--- Recorded information ---
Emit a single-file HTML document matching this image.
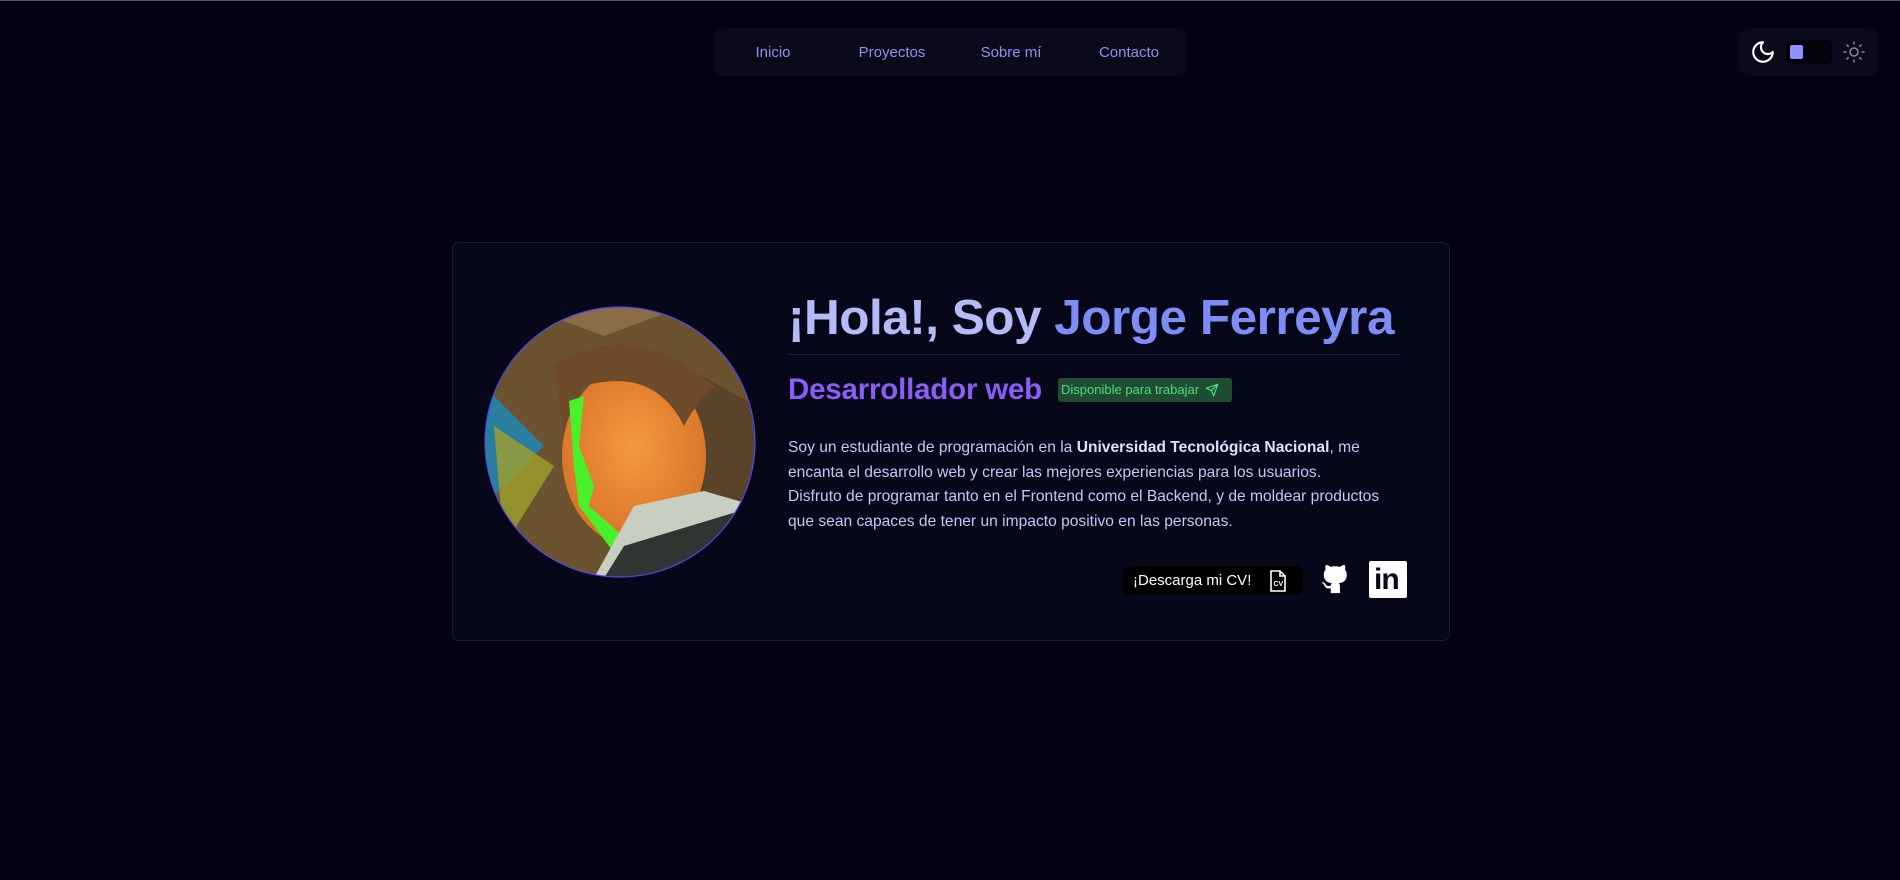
<!DOCTYPE html>
<html><head><meta charset="utf-8"><style>
*{margin:0;padding:0;box-sizing:border-box}
body{width:1900px;height:880px;background:#020212;font-family:"Liberation Sans",sans-serif;position:relative;overflow:hidden;border-top:1px solid #555}
.a{position:absolute}
.nav{left:714px;top:27px;width:473px;height:48px;background:#0a0a1a;border-radius:10px}
.nav span{position:absolute;top:16px;color:#8f8ff5;font-size:15px;transform:translateX(-50%);white-space:nowrap}
.tog{left:1739px;top:27px;width:139px;height:48px;background:#0a0a1a;border-radius:10px}
.card{left:452px;top:241px;width:998px;height:399px;background:#07071a;border:1px solid #1a1a35;border-radius:7px}
h1{position:absolute;left:788px;top:288px;font-size:49.5px;font-weight:bold;color:#b4bcf8;white-space:nowrap;letter-spacing:-0.5px}
h1 b{color:#7e8cf5}
.line{left:788px;top:353px;width:613px;height:1px;background:#1c1c3e}
h2{position:absolute;left:788px;top:372px;font-size:29.5px;font-weight:bold;color:#8b5cf6;white-space:nowrap;letter-spacing:-0.2px}
.badge{left:1058px;top:377px;width:174px;height:24px;background:#1e4d33;border-radius:3px;color:#4ade80;font-size:13px;line-height:24px;padding-left:3px;white-space:nowrap}
p{position:absolute;left:788px;top:435px;width:612px;font-size:15.6px;line-height:24.5px;color:#c5c8f3}
p b{color:#dfe1ff}
.cv{left:1123px;top:565px;width:180px;height:29px;background:#000;border-radius:7px;color:#fff;font-size:15px;line-height:29px;padding-left:10px}
</style></head><body>
<div class="a nav"><span style="left:59px">Inicio</span><span style="left:178px">Proyectos</span><span style="left:297px">Sobre mí</span><span style="left:415px">Contacto</span></div>
<div class="a tog">
<svg class="a" style="left:11px;top:11px" width="26" height="26" viewBox="0 0 24 24" fill="none" stroke="#fff" stroke-width="2" stroke-linecap="round" stroke-linejoin="round"><path d="M12 3a6 6 0 0 0 9 9 9 9 0 1 1-9-9z"/></svg>
<div class="a" style="left:47px;top:12px;width:46px;height:24px;background:#03030d;border-radius:5px"></div>
<div class="a" style="left:51px;top:17px;width:13px;height:14px;background:#9090ff;border-radius:2px"></div>
<svg class="a" style="left:103px;top:12px" width="24" height="24" viewBox="0 0 24 24" fill="none" stroke="#888" stroke-width="1.5" stroke-linecap="round"><circle cx="12" cy="12" r="4"/><path d="M12 2v2M12 20v2M4.9 4.9l1.4 1.4M17.7 17.7l1.4 1.4M2 12h2M20 12h2M6.3 17.7l-1.4 1.4M19.1 4.9l-1.4 1.4"/></svg>
</div>
<div class="a card"></div>
<svg class="a" style="left:484px;top:305px" width="272" height="272" viewBox="0 0 272 272">
<defs><clipPath id="c"><circle cx="136" cy="136" r="135"/></clipPath>
<radialGradient id="f" cx="0.5" cy="0.45" r="0.55"><stop offset="0" stop-color="#f59a3c"/><stop offset="1" stop-color="#d8732a"/></radialGradient></defs>
<g clip-path="url(#c)">
<rect width="272" height="272" fill="#6b5330"/>
<path d="M0 80 L60 140 L0 200Z" fill="#2a7fa0"/>
<path d="M10 120 L70 160 L20 240Z" fill="#9fa02a" opacity=".8"/>
<path d="M40 0 L120 30 L200 0Z" fill="#8a6d45"/>
<path d="M200 60 L272 100 L272 200 L210 190Z" fill="#5a4328"/>
<ellipse cx="150" cy="150" rx="72" ry="90" fill="url(#f)"/>
<path d="M70 60 Q150 10 230 80 Q210 100 200 120 Q170 60 100 80 Q85 100 80 130Z" fill="#6d4a2a"/>
<path d="M85 95 L100 90 L95 140 L110 180 L105 200 L150 240 L140 260 L95 200 L90 160Z" fill="#4af02a"/>
<path d="M150 200 L220 185 L272 200 L272 272 L110 272Z" fill="#c9cfc0"/>
<path d="M140 240 L272 200 L272 272 L120 272Z" fill="#2f3530"/>
</g>
<circle cx="136" cy="136" r="135" fill="none" stroke="#4f46e5" stroke-width="1.2"/>
</svg>
<h1>¡Hola!, Soy <b>Jorge Ferreyra</b></h1>
<div class="a line"></div>
<h2>Desarrollador web</h2>
<div class="a badge">Disponible para trabajar
<svg style="vertical-align:-3px;margin-left:2px" width="14" height="14" viewBox="0 0 24 24" fill="none" stroke="#4ade80" stroke-width="2" stroke-linejoin="round"><path d="M22 2 11 13M22 2l-7 20-4-9-9-4z"/></svg></div>
<p>Soy un estudiante de programación en la <b>Universidad Tecnológica Nacional</b>, me encanta el desarrollo web y crear las mejores experiencias para los usuarios.<br>Disfruto de programar tanto en el Frontend como el Backend, y de moldear productos que sean capaces de tener un impacto positivo en las personas.</p>
<div class="a cv">¡Descarga mi CV!
<svg class="a" style="left:145px;top:4px" width="20" height="22" viewBox="0 0 20 22" fill="none" stroke="#fff" stroke-width="1.6"><path d="M3 1h9l5 5v15H3z"/><path d="M12 1v5h5"/><text x="5.5" y="16" fill="#fff" stroke="none" font-size="7" font-weight="bold" font-family="Liberation Sans">CV</text></svg></div>
<svg class="a" style="left:1318px;top:561px" width="34" height="34" viewBox="0 0 24 24" fill="#fff"><path d="M9 22v-3.5c-3.5.7-4.3-1.6-4.3-1.6-.6-1.4-1.4-1.8-1.4-1.8-1.1-.8.1-.8.1-.8 1.3.1 1.9 1.3 1.9 1.3 1.1 1.9 3 1.4 3.7 1 .1-.8.4-1.4.8-1.7-2.8-.3-5.7-1.4-5.7-6.1 0-1.4.5-2.5 1.3-3.4-.1-.3-.6-1.600.1-3.3 0 0 1.1-.3 3.5 1.3a12 12 0 0 1 6.3 0C17.8 1.8 18.9 2.1 18.9 2.1c.7 1.7.2 3 .1 3.3.8.9 1.3 2 1.3 3.4 0 4.8-2.9 5.8-5.7 6.1.5.4.9 1.1.9 2.3V22z"/></svg>
<div class="a" style="left:1369px;top:560px;width:38px;height:37px;background:#fff;border-radius:2px"></div>
<div class="a" style="left:1374px;top:560px;font-size:30px;font-weight:bold;color:#07071a;letter-spacing:-1px;line-height:37px">in</div>
</body></html>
---
● **Aim of the task**: Write out the data precisely as given, excluding the pictures.

● **Expected output**:
Emit a single-file HTML document matching this image.
<!DOCTYPE html>
<html><head><meta charset="utf-8"><style>
*{margin:0;padding:0;box-sizing:border-box}
body{width:1900px;height:880px;background:#020212;font-family:"Liberation Sans",sans-serif;position:relative;overflow:hidden;border-top:1px solid #555}
.a{position:absolute}
.nav{left:714px;top:27px;width:473px;height:48px;background:#0a0a1a;border-radius:10px}
.nav span{position:absolute;top:16px;color:#8f8ff5;font-size:15px;transform:translateX(-50%);white-space:nowrap}
.tog{left:1739px;top:27px;width:139px;height:48px;background:#0a0a1a;border-radius:10px}
.card{left:452px;top:241px;width:998px;height:399px;background:#07071a;border:1px solid #1a1a35;border-radius:7px}
h1{position:absolute;left:788px;top:288px;font-size:49.5px;font-weight:bold;color:#b4bcf8;white-space:nowrap;letter-spacing:-0.5px}
h1 b{color:#7e8cf5}
.line{left:788px;top:353px;width:613px;height:1px;background:#1c1c3e}
h2{position:absolute;left:788px;top:372px;font-size:29.5px;font-weight:bold;color:#8b5cf6;white-space:nowrap;letter-spacing:-0.2px}
.badge{left:1058px;top:377px;width:174px;height:24px;background:#1e4d33;border-radius:3px;color:#4ade80;font-size:13px;line-height:24px;padding-left:3px;white-space:nowrap}
p{position:absolute;left:788px;top:435px;width:612px;font-size:15.6px;line-height:24.5px;color:#c5c8f3}
p b{color:#dfe1ff}
.cv{left:1123px;top:565px;width:180px;height:29px;background:#000;border-radius:7px;color:#fff;font-size:15px;line-height:29px;padding-left:10px}
</style></head><body>
<div class="a nav"><span style="left:59px">Inicio</span><span style="left:178px">Proyectos</span><span style="left:297px">Sobre mí</span><span style="left:415px">Contacto</span></div>
<div class="a tog">
<svg class="a" style="left:11px;top:11px" width="26" height="26" viewBox="0 0 24 24" fill="none" stroke="#fff" stroke-width="2" stroke-linecap="round" stroke-linejoin="round"><path d="M12 3a6 6 0 0 0 9 9 9 9 0 1 1-9-9z"/></svg>
<div class="a" style="left:47px;top:12px;width:46px;height:24px;background:#03030d;border-radius:5px"></div>
<div class="a" style="left:51px;top:17px;width:13px;height:14px;background:#9090ff;border-radius:2px"></div>
<svg class="a" style="left:103px;top:12px" width="24" height="24" viewBox="0 0 24 24" fill="none" stroke="#888" stroke-width="1.5" stroke-linecap="round"><circle cx="12" cy="12" r="4"/><path d="M12 2v2M12 20v2M4.9 4.9l1.4 1.4M17.7 17.7l1.4 1.4M2 12h2M20 12h2M6.3 17.7l-1.4 1.4M19.1 4.9l-1.4 1.4"/></svg>
</div>
<div class="a card"></div>
<svg class="a" style="left:484px;top:305px" width="272" height="272" viewBox="0 0 272 272">
<defs><clipPath id="c"><circle cx="136" cy="136" r="135"/></clipPath>
<radialGradient id="f" cx="0.5" cy="0.45" r="0.55"><stop offset="0" stop-color="#f59a3c"/><stop offset="1" stop-color="#d8732a"/></radialGradient></defs>
<g clip-path="url(#c)">
<rect width="272" height="272" fill="#6b5330"/>
<path d="M0 80 L60 140 L0 200Z" fill="#2a7fa0"/>
<path d="M10 120 L70 160 L20 240Z" fill="#9fa02a" opacity=".8"/>
<path d="M40 0 L120 30 L200 0Z" fill="#8a6d45"/>
<path d="M200 60 L272 100 L272 200 L210 190Z" fill="#5a4328"/>
<ellipse cx="150" cy="150" rx="72" ry="90" fill="url(#f)"/>
<path d="M70 60 Q150 10 230 80 Q210 100 200 120 Q170 60 100 80 Q85 100 80 130Z" fill="#6d4a2a"/>
<path d="M85 95 L100 90 L95 140 L110 180 L105 200 L150 240 L140 260 L95 200 L90 160Z" fill="#4af02a"/>
<path d="M150 200 L220 185 L272 200 L272 272 L110 272Z" fill="#c9cfc0"/>
<path d="M140 240 L272 200 L272 272 L120 272Z" fill="#2f3530"/>
</g>
<circle cx="136" cy="136" r="135" fill="none" stroke="#4f46e5" stroke-width="1.2"/>
</svg>
<h1>¡Hola!, Soy <b>Jorge Ferreyra</b></h1>
<div class="a line"></div>
<h2>Desarrollador web</h2>
<div class="a badge">Disponible para trabajar
<svg style="vertical-align:-3px;margin-left:2px" width="14" height="14" viewBox="0 0 24 24" fill="none" stroke="#4ade80" stroke-width="2" stroke-linejoin="round"><path d="M22 2 11 13M22 2l-7 20-4-9-9-4z"/></svg></div>
<p>Soy un estudiante de programación en la <b>Universidad Tecnológica Nacional</b>, me encanta el desarrollo web y crear las mejores experiencias para los usuarios.<br>Disfruto de programar tanto en el Frontend como el Backend, y de moldear productos que sean capaces de tener un impacto positivo en las personas.</p>
<div class="a cv">¡Descarga mi CV!
<svg class="a" style="left:145px;top:4px" width="20" height="22" viewBox="0 0 20 22" fill="none" stroke="#fff" stroke-width="1.6"><path d="M3 1h9l5 5v15H3z"/><path d="M12 1v5h5"/><text x="5.5" y="16" fill="#fff" stroke="none" font-size="7" font-weight="bold" font-family="Liberation Sans">CV</text></svg></div>
<svg class="a" style="left:1318px;top:561px" width="34" height="34" viewBox="0 0 24 24" fill="#fff"><path d="M9 22v-3.5c-3.5.7-4.3-1.6-4.3-1.6-.6-1.4-1.4-1.8-1.4-1.8-1.1-.8.1-.8.1-.8 1.3.1 1.9 1.3 1.9 1.3 1.1 1.9 3 1.4 3.7 1 .1-.8.4-1.4.8-1.7-2.8-.3-5.7-1.4-5.7-6.1 0-1.4.5-2.5 1.3-3.4-.1-.3-.6-1.600.1-3.3 0 0 1.1-.3 3.5 1.3a12 12 0 0 1 6.3 0C17.8 1.8 18.9 2.1 18.9 2.1c.7 1.7.2 3 .1 3.3.8.9 1.3 2 1.3 3.4 0 4.8-2.9 5.8-5.7 6.1.5.4.9 1.1.9 2.3V22z"/></svg>
<div class="a" style="left:1369px;top:560px;width:38px;height:37px;background:#fff;border-radius:2px"></div>
<div class="a" style="left:1374px;top:560px;font-size:30px;font-weight:bold;color:#07071a;letter-spacing:-1px;line-height:37px">in</div>
</body></html>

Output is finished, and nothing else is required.